Yield
Makes 48
Ingredients
For The Candied Lemon Zest:
2
lemons, well scrubbed
1
cup sugar, plus more for rolling
1/2
cup cool water
For The Crusts:
10
tablespoons cold unsalted butter, cut into chunks, plus more for pans
2
cups all-purpose flour
¼
cup plus 2 tablespoons sugar
2
large egg yolks
1
teaspoon pure vanilla extract
2
teaspoons finely grated lemon zest
¼
tsp. coarse salt
For The Filling:
8
ounces cream cheese, room temperature
1/3
cup sugar
1
large egg
3
tablespoons finely grated lemon zest
1
tablespoon freshly squeezed lemon juice
1/2
teaspoon pure vanilla extract
Directions
For candied lemon zest: Remove zest
from lemons with a vegetable peeler, keeping pieces long.
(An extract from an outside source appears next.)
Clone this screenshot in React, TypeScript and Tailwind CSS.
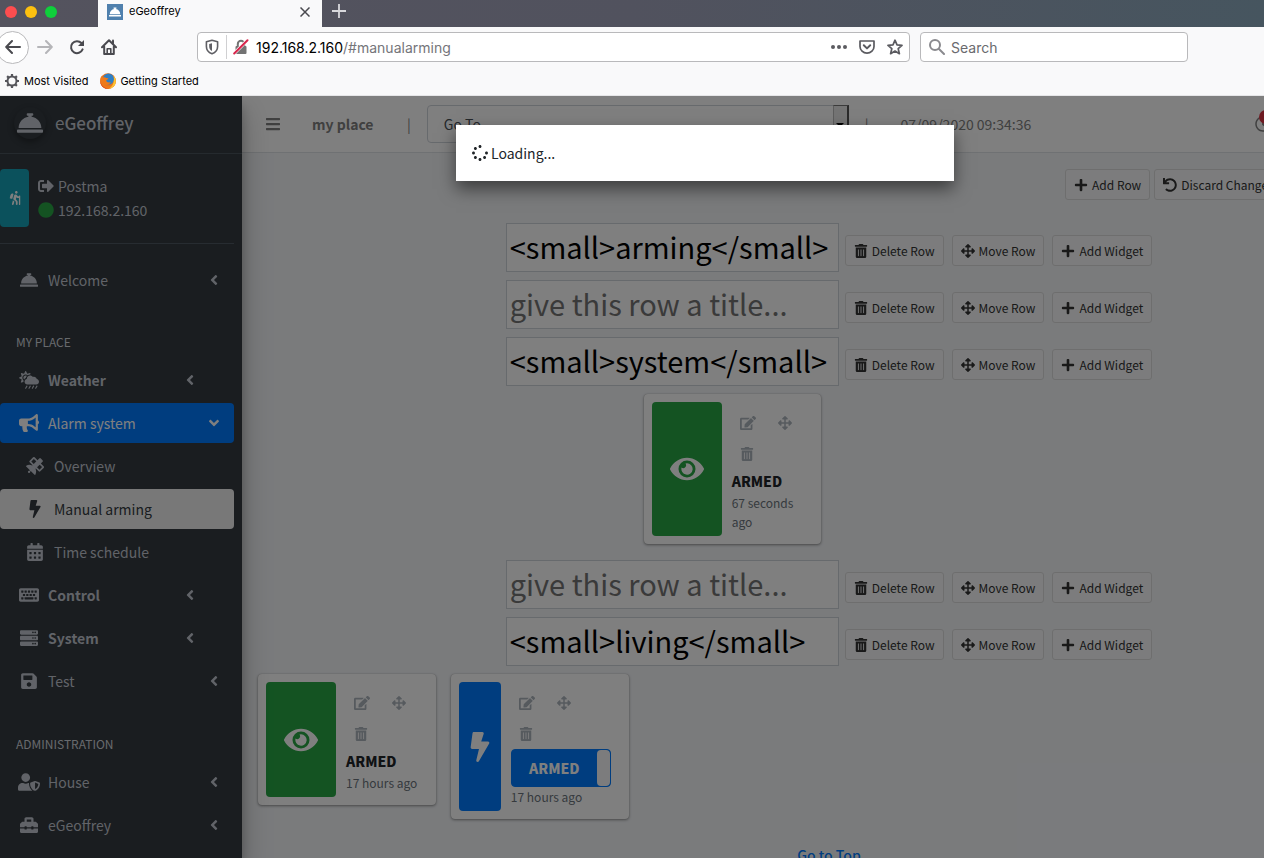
import React, { useState } from "react";
import type { IconType } from "react-icons";
import {
  FaAngleDown, FaAngleLeft, FaArrowsAlt, FaBars, FaBolt, FaBullhorn, FaCalendarAlt, FaCircle,
  FaCloudSunRain, FaConciergeBell, FaEdit, FaEye, FaHiking, FaKeyboard, FaPlus, FaRegClock,
  FaSatellite, FaSave, FaServer, FaSignOutAlt, FaSpinner, FaToolbox, FaTrashAlt, FaUndo, FaUserShield,
} from "react-icons/fa";

function BackIcon() {
  return (
    <svg viewBox="0 0 16 16" className="size-4" fill="none" stroke="#4a4a4f" strokeWidth="2" strokeLinecap="round" strokeLinejoin="round">
      <path d="M15 8H1.5M7 2 1.2 8 7 14" />
    </svg>
  );
}

function ForwardIcon() {
  return (
    <svg viewBox="0 0 16 16" className="size-4" fill="none" stroke="#b5b5b8" strokeWidth="2" strokeLinecap="round" strokeLinejoin="round">
      <path d="M1 8h13.5M9 2l5.8 6L9 14" />
    </svg>
  );
}

function ReloadIcon() {
  return (
    <svg viewBox="0 0 16 16" className="size-4" fill="none" stroke="#4a4a4f" strokeWidth="2" strokeLinecap="round">
      <path d="M13.6 10.4A6 6 0 1 1 12.4 4" />
      <path d="M15 1v6H9z" fill="#4a4a4f" stroke="none" />
    </svg>
  );
}

function HomeIcon() {
  return (
    <svg viewBox="0 0 16 16" className="size-4" fill="none" stroke="#4a4a4f" strokeWidth="2" strokeLinecap="round" strokeLinejoin="round">
      <path d="M1 8.2 8 1.2l7 7M3.2 7.5V15h9.6V7.5" />
      <path d="M6.2 14.5V9.8h3.6v4.7" strokeWidth="1.6" />
      <path d="M12 1.5v3" />
    </svg>
  );
}

function ShieldIcon() {
  return (
    <svg viewBox="0 0 16 16" className="size-4" fill="none" stroke="#5f5f64" strokeWidth="1.6" strokeLinejoin="round">
      <path d="M8 1.2 13.6 2.8v4.6c0 3.6-2.4 6.2-5.6 7.4-3.2-1.2-5.6-3.8-5.6-7.4V2.8z" />
      <path d="M8 4.2v7.8C6.2 11 5.2 9.4 5.2 7.4V5z" fill="#5f5f64" stroke="none" />
    </svg>
  );
}

function InsecureLockIcon() {
  return (
    <svg viewBox="0 0 16 16" className="size-4" fill="none">
      <path d="M4.800 8V5a3.200 3.200 0 0 1 6.400 0v3" stroke="#737373" strokeWidth="2" />
      <rect x="2.500" y="7" width="11" height="8" rx="1" fill="#737373" />
      <path d="M1.600 14 14 1.600" stroke="#fff" strokeWidth="3.200" />
      <path d="M1.200 14.500 14.500 1.200" stroke="#d7264c" strokeWidth="2" strokeLinecap="round" />
    </svg>
  );
}

function PocketIcon() {
  return (
    <svg viewBox="0 0 16 16" className="size-4" fill="none" stroke="#5b5b60" strokeWidth="1.700" strokeLinecap="round" strokeLinejoin="round">
      <path d="M1 2h14v5.500a7 6.700 0 0 1-14 0z" />
      <path d="M4.800 6.300 8 9.400l3.200-3.100" strokeWidth="2" />
    </svg>
  );
}

function StarIcon() {
  return (
    <svg viewBox="0 0 16 16" className="size-4" fill="none" stroke="#5b5b60" strokeWidth="1.700" strokeLinejoin="round">
      <path d="m8 1.200 2 4.700 5 .5-3.800 3.300 1.200 5L8 12l-4.400 2.700 1.200-5L1 6.400l5-.5z" />
    </svg>
  );
}

function GearIcon() {
  return (
    <svg viewBox="0 0 16 16" className="size-4" fill="none" stroke="#55555a">
      <circle cx="8" cy="8" r="4.500" strokeWidth="2" />
      <path strokeWidth="2.200" d="M8 1v2.500M8 12.500V15M1 8h2.500M12.500 8H15M3.100 3.100l1.700 1.700M11.200 11.200l1.700 1.700M3.100 12.900l1.700-1.700M11.200 4.800l1.700-1.700" />
    </svg>
  );
}

function FirefoxIcon() {
  return (
    <svg viewBox="0 0 16 16" className="size-4">
      <circle cx="8" cy="8" r="7.800" fill="#e8731c" />
      <circle cx="8.500" cy="6" r="5.500" fill="#2f7fc4" />
      <path d="M1.500 3 3 4.600C4.200 4 5.400 4.200 6.200 5l2.200.3c-.2 1.100-1.500 1.400-2.300 2.200.4 1.700 2.600 2.600 4.700 1.600-1 3-4.500 3.600-6.600 2.400C6 14 11 14 13.200 10.500 14.800 8 14.600 5 13.500 2.500c3 3.500 3 8 .3 10.800A7.800 7.800 0 0 1 .3 9C0 6.500.4 4.800 1.500 3z" fill="#ee7a1b" />
      <path d="M13.500 2.500c3 3.500 3 8 .3 10.800A7.700 7.700 0 0 1 9 15.700c3.800-2.200 6-7.200 4.500-13.200z" fill="#fcc531" />
      <path d="M.3 7c.2 5 3.500 8 8 8.700-4 .8-8.600-2.700-8-8.700z" fill="#d8431f" />
    </svg>
  );
}

function Browser() {
  return (
    <header className="shrink-0 bg-[#f9f9fa] font-[Inter,sans-serif] text-black">
      <div className="flex h-[27px] items-stretch bg-linear-to-r from-[#54535e] via-[#51525e] to-[#46555f]">
        <div className="flex w-[98px] items-center gap-2 pb-1 pl-[5px]">
          <span className="size-3 rounded-full bg-[#fc4d4f]" />
          <span className="size-3 rounded-full bg-[#fdc00f]" />
          <span className="size-3 rounded-full bg-[#0fcf3b]" />
        </div>
        <div className="flex w-56 items-center bg-[#f9f9fa] pr-3 pb-1 pl-[9px]">
          <span className="flex size-4 items-center justify-center bg-[#4f80ad] text-white">
            <FaConciergeBell className="size-3" />
          </span>
          <span className="ml-1.5 flex-1 text-[11px]">eGeoffrey</span>
          <button aria-label="Close tab">
            <svg viewBox="0 0 10 10" className="size-2.5" stroke="#4a4a4f" strokeWidth="1.500"><path d="M.5.5l9 9M9.500.5l-9 9" /></svg>
          </button>
        </div>
        <button aria-label="New tab" className="ml-2.5 pb-1.5">
          <svg viewBox="0 0 14 14" className="size-3.5" stroke="#d8d8dc" strokeWidth="1.800"><path d="M7 0v14M0 7h14" /></svg>
        </button>
      </div>
      <div className="flex h-10 items-center">
        <button aria-label="Back" className="-ml-1 flex size-[33px] items-center justify-center rounded-full border border-[#b9b9bb] bg-white"><BackIcon /></button>
        <button aria-label="Forward" className="ml-2"><ForwardIcon /></button>
        <button aria-label="Reload" className="ml-4"><ReloadIcon /></button>
        <button aria-label="Home" className="ml-4"><HomeIcon /></button>
        <div className="ml-20 flex h-[30px] w-[713px] items-center rounded-sm border border-[#b9b9bb] bg-white px-1.5">
          <ShieldIcon />
          <span className="mx-1.5 h-6 w-px bg-[#d0d0d2]" />
          <InsecureLockIcon />
          <a href="#manualarming" className="ml-[7px] flex-1 text-[14px] text-[#75757a]"><span className="text-black">192.168.2.160</span>/#manualarming</a>
          <button aria-label="Page actions">
            <svg viewBox="0 0 16 4" className="h-1 w-4" fill="#5b5b60"><circle cx="2" cy="2" r="2" /><circle cx="8" cy="2" r="2" /><circle cx="14" cy="2" r="2" /></svg>
          </button>
          <button aria-label="Save to Pocket" className="ml-3"><PocketIcon /></button>
          <button aria-label="Bookmark" className="ml-3"><StarIcon /></button>
        </div>
        <label className="ml-2.5 flex h-[30px] w-[268px] items-center rounded-sm border border-[#b9b9bb] bg-white pl-2">
          <svg viewBox="0 0 16 16" className="size-4" fill="none" stroke="#8a8a8e" strokeWidth="2" strokeLinecap="round"><circle cx="6" cy="6" r="5" /><path d="m10 10 5 5" /></svg>
          <input aria-label="Search" placeholder="Search" className="ml-1.5 min-w-0 flex-1 text-[14px] outline-none placeholder:text-[#6a6a6e]" />
        </label>
      </div>
      <nav className="flex h-[29px] items-center border-b border-[#e6e6e8] pl-1 text-[11px]">
        <a href="#visited" className="flex items-center gap-1"><GearIcon />Most Visited</a>
        <a href="#start" className="ml-3 flex items-center gap-1"><FirefoxIcon />Getting Started</a>
      </nav>
    </header>
  );
}

type Item = { label: string; icon: IconType; kind?: "group" | "open" | "sub" | "active"; iconSize?: string };

const place: Item[] = [
  { label: "Weather", icon: FaCloudSunRain, kind: "group", iconSize: "size-5" },
  { label: "Alarm system", icon: FaBullhorn, kind: "open", iconSize: "size-5" },
  { label: "Overview", icon: FaSatellite, kind: "sub" },
  { label: "Manual arming", icon: FaBolt, kind: "active" },
  { label: "Time schedule", icon: FaCalendarAlt, kind: "sub" },
  { label: "Control", icon: FaKeyboard, kind: "group", iconSize: "size-5" },
  { label: "System", icon: FaServer, kind: "group" },
  { label: "Test", icon: FaSave },
];

const admin: Item[] = [
  { label: "House", icon: FaUserShield, iconSize: "size-[22px]" },
  { label: "eGeoffrey", icon: FaToolbox },
];

const looks = {
  plain: "pl-4 pr-3",
  group: "pl-4 pr-9 font-bold",
  open: "bg-[#007bff] pl-4 pr-3 text-white",
  sub: "pl-[22px] pr-3",
  active: "bg-[#f1f1f1] pl-[22px] pr-3 text-[#343a40]",
};

function NavItem({ label, icon: Icon, kind, iconSize = "size-[18px]" }: Item) {
  const nested = kind === "sub" || kind === "active";
  return (
    <li>
      <a href={"#" + label} className={"flex h-10 items-center rounded " + looks[kind ?? "plain"]}>
        <span className="flex w-[26px] justify-center"><Icon className={iconSize} /></span>
        <span className="ml-1.5 flex-1">{label}</span>
        {!nested && (kind === "open" ? <FaAngleDown className="size-4" /> : <FaAngleLeft className="size-4" />)}
      </a>
    </li>
  );
}

function Sidebar() {
  return (
    <aside className="z-10 w-[242px] shrink-0 bg-[#343a40] text-[14px] text-[#c2c7d0] shadow-[0_14px_28px_rgba(0,0,0,0.25),0_10px_10px_rgba(0,0,0,0.22)]">
      <a href="#home" className="flex h-[58px] items-center border-b border-[#4b545c] pb-1 pl-3.5 text-[17px] leading-6">
        <span className="flex size-8 items-center justify-center rounded-full shadow-[0_3px_6px_rgba(0,0,0,0.35)]"><FaConciergeBell className="size-[26px]" /></span>
        <span className="ml-[9px]">e<span className="font-medium">Geoffrey</span></span>
      </a>
      <div className="mr-2 flex h-[90px] items-center border-b border-[#4f5962] pb-0.5">
        <button aria-label="Away mode" className="flex h-[58px] w-[29px] items-center justify-center rounded bg-[#17a2b8] text-white"><FaHiking className="size-3.5" /></button>
        <div className="ml-[9px] leading-6">
          <a href="#logout" className="flex items-center gap-1"><FaSignOutAlt className="size-4" />Postma</a>
          <a href="#house" className="flex items-center gap-1"><FaCircle className="size-4 text-[#28a745]" />192.168.2.160</a>
        </div>
      </div>
      <nav className="pt-4 pr-2">
        <ul><NavItem label="Welcome" icon={FaConciergeBell} /></ul>
        <h2 className="mt-[30px] mb-1.5 pl-4 text-[12px] leading-6 text-[#d0d4db]">MY PLACE</h2>
        <ul className="flex flex-col gap-[3px]">{place.map((i) => <NavItem key={i.label} {...i} />)}</ul>
        <h2 className="mt-[31px] mb-1.5 pl-4 text-[12px] leading-6 text-[#d0d4db]">ADMINISTRATION</h2>
        <ul className="flex flex-col gap-[3px]">{admin.map((i) => <NavItem key={i.label} {...i} />)}</ul>
      </nav>
    </aside>
  );
}

function Topbar() {
  return (
    <div className="flex h-[57px] shrink-0 items-center border-b border-[#dee2e6] bg-white text-[14px] text-[#808080]">
      <button aria-label="Toggle menu" className="ml-[23px]"><FaBars className="size-4" /></button>
      <a href="#place" className="ml-[31px] w-[63px] font-bold">my place</a>
      <span className="ml-8">|</span>
      <div className="relative ml-4 w-[422px]">
        <select aria-label="Go to page" className="h-[38px] w-full appearance-none rounded border border-[#ced4da] bg-white pl-4 text-[14px] text-[#495057]">
          <option>Go To</option>
        </select>
        <span className="pointer-events-none absolute inset-y-0 right-0 flex w-4 items-center justify-center border-t border-r-2 border-l border-t-[#777] border-r-[#555] border-l-[#bbb] bg-[#e8e8e8]">
          <svg viewBox="0 0 8 4" className="h-1 w-2"><path d="M0 0h8L4 4z" /></svg>
        </span>
      </div>
      <span className="ml-4">|</span>
      <time className="ml-8">07/09/2020 09:34:36</time>
      <button aria-label="Notifications" className="relative ml-56">
        <FaRegClock className="size-4" />
        <span className="absolute -top-1.5 left-1 size-3.5 rounded-full bg-[#dc3545]" />
      </button>
    </div>
  );
}

function ToolButton({ icon: Icon, children }: { icon: IconType; children: React.ReactNode }) {
  return (
    <button className="flex h-[31px] items-center gap-1 rounded-[3px] border border-[#dddddd] bg-[#f8f9fa] px-2 text-[12px] whitespace-nowrap text-[#333333]">
      <Icon className="size-3.5" />
      {children}
    </button>
  );
}

function TitleRow({ initial }: { initial: string }) {
  const [title, setTitle] = useState(initial);
  return (
    <div className="flex justify-center gap-2">
      <input
        aria-label="Row title"
        value={title}
        onChange={(e) => setTitle(e.target.value)}
        placeholder="give this row a title..."
        className="-mr-0.5 h-[49px] w-[333px] border border-[#ced4da] bg-white px-[3px] pb-1 text-[29px] leading-10 text-black placeholder:text-[#757575]"
      />
      <div className="flex gap-2 pt-3">
        <ToolButton icon={FaTrashAlt}>Delete Row</ToolButton>
        <ToolButton icon={FaArrowsAlt}>Move Row</ToolButton>
        <ToolButton icon={FaPlus}>Add Widget</ToolButton>
      </div>
    </div>
  );
}

function WidgetTools() {
  return (
    <div className="grid grid-cols-[38px_30px] text-[#adb5bd]">
      <button aria-label="Edit widget" className="flex h-[31px] items-center pl-2"><FaEdit className="size-4" /></button>
      <button aria-label="Move widget" className="flex h-[31px] items-center pl-2"><FaArrowsAlt className="size-3.5" /></button>
      <button aria-label="Delete widget" className="flex h-[31px] items-center pl-2"><FaTrashAlt className="size-3.5" /></button>
    </div>
  );
}

function Sensor({ age, className = "" }: { age: string; className?: string }) {
  return (
    <article className={"flex rounded bg-white p-2 shadow-[0_0_1px_rgba(0,0,0,0.25),0_1px_3px_rgba(0,0,0,0.4)] " + className}>
      <span className="flex w-[70px] shrink-0 items-center justify-center rounded bg-[#28a745] text-white"><FaEye className="size-[34px]" /></span>
      <div className="py-[5px] pl-2.5">
        <WidgetTools />
        <strong className="block text-[14px] leading-6 font-black text-[#212529]">ARMED</strong>
        <p className="text-[12px] leading-[19px] text-[#6c757d]">{age}</p>
      </div>
    </article>
  );
}

function Switch({ age }: { age: string }) {
  return (
    <article className="flex rounded bg-white p-2 shadow-[0_0_1px_rgba(0,0,0,0.25),0_1px_3px_rgba(0,0,0,0.4)]">
      <span className="flex w-[42px] shrink-0 items-center justify-center rounded bg-[#007bff] text-white"><FaBolt className="size-[30px]" /></span>
      <div className="py-[5px] pl-2.5">
        <WidgetTools />
        <button role="switch" aria-checked="true" className="flex h-[38px] w-[100px] overflow-hidden rounded border border-[#007bff] bg-[#007bff] text-[14px] font-black text-white">
          <span className="flex flex-1 items-center justify-center self-stretch">ARMED</span>
          <span className="w-[13px] self-stretch rounded bg-[#f8f9fa]" />
        </button>
        <p className="text-[12px] leading-[19px] text-[#6c757d]">{age}</p>
      </div>
    </article>
  );
}

export default function App() {
  return (
    <div className="flex h-screen flex-col overflow-hidden">
      <Browser />
      <div className="min-h-0 flex-1 overflow-hidden font-['Noto_Sans_CJK_SC',sans-serif]">
        <div className="relative flex h-full min-w-[1416px] overflow-hidden">
          <Sidebar />
          <div className="flex min-w-0 flex-1 flex-col bg-[#f4f6f9]">
            <Topbar />
            <main className="flex flex-1 flex-col px-4 pt-4">
              <div className="flex justify-end gap-1">
                <ToolButton icon={FaPlus}>Add Row</ToolButton>
                <ToolButton icon={FaUndo}>Discard Changes</ToolButton>
                <ToolButton icon={FaSave}>Save Changes</ToolButton>
              </div>
              <div className="mt-[23px] flex flex-col gap-2">
                <TitleRow initial="<small>arming</small>" />
                <TitleRow initial="" />
                <TitleRow initial="<small>system</small>" />
                <div className="mb-2 grid grid-cols-6 items-start gap-[15px]">
                  <Sensor age="67 seconds ago" className="col-start-3" />
                </div>
                <TitleRow initial="" />
                <TitleRow initial="<small>living</small>" />
                <div className="grid grid-cols-6 items-start gap-[15px]">
                  <Sensor age="17 hours ago" />
                  <Switch age="17 hours ago" />
                </div>
              </div>
              <a href="#top" className="mt-[26px] self-center text-[14px] font-medium text-[#007bff]">Go to Top</a>
            </main>
          </div>
          <div className="absolute inset-0 z-20 flex items-start justify-center bg-black/50 pt-[29px]">
            <div role="dialog" aria-label="Loading" className="mr-1.5 flex h-14 w-[498px] items-center gap-[3px] bg-white px-4 text-[14px] text-[#212529] shadow-[0_8px_16px_rgba(0,0,0,0.5)]">
              <FaSpinner className="size-4" />
              Loading...
            </div>
          </div>
        </div>
      </div>
    </div>
  );
}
Remove white pith
using a paring knife, and finely julienne using a very sharp knife. Place
julienned zest in a small bowl; cover with boiling water. Let stand for 30
minutes; drain.
-Bring 1 cup sugar and the cool water
to a boil in a small saucepan over medium-high heat. When sugar is completely
dissolved, add julienned zest, reduce heat to medium-low, and cook for 10
minutes. Remove from heat, cover, and let stand overnight. Remove zest, and
drain on wire rack. Roll in sugar. Dry on wire rack. Store zest in an airtight
container for up to 2 weeks.
-Preheat the oven to 350 degrees with
rack in upper third. Lightly butter 2 48-cup mini-muffin pans; set aside. In a
food processor fitted with a steel blade, combine the flour and butter. Pulse
until mixture is the consistency of fine crumbs. Add the sugar, egg yolk,
vanilla, lemon zest, and salt. Process until evenly incorporated and smooth; do
not over-process.
-Divide the dough into quarters. Divide
each quarter into 6 pieces. Shape into balls. Place each ball in a muffin cup;
press down in the centers so that the dough fits the cups snugly. Set muffin
pan on a baking sheet.
-Bake until lightly browned all over
and slightly darker at the edges, 15 to 20 minutes. Transfer baking sheet with
muffin pan to a wire rack to cool.
-Make the filling: In an electric mixer
fitted with the paddle attachment, beat cream cheese, sugar, egg, lemon zest,
lemon juice, and vanilla until completely smooth. Using a 1/4-ounce ice cream
scoop, fill the cooled crusts. Bake until filling is set and just beginning to
color at the edges, 10 to 12 minutes. Transfer muffin pan to a wire rack.
Garnish with candied lemon peel. Let cool completely before serving. The
tassies may be stored in an airtight container, refrigerated, for up to 3 days.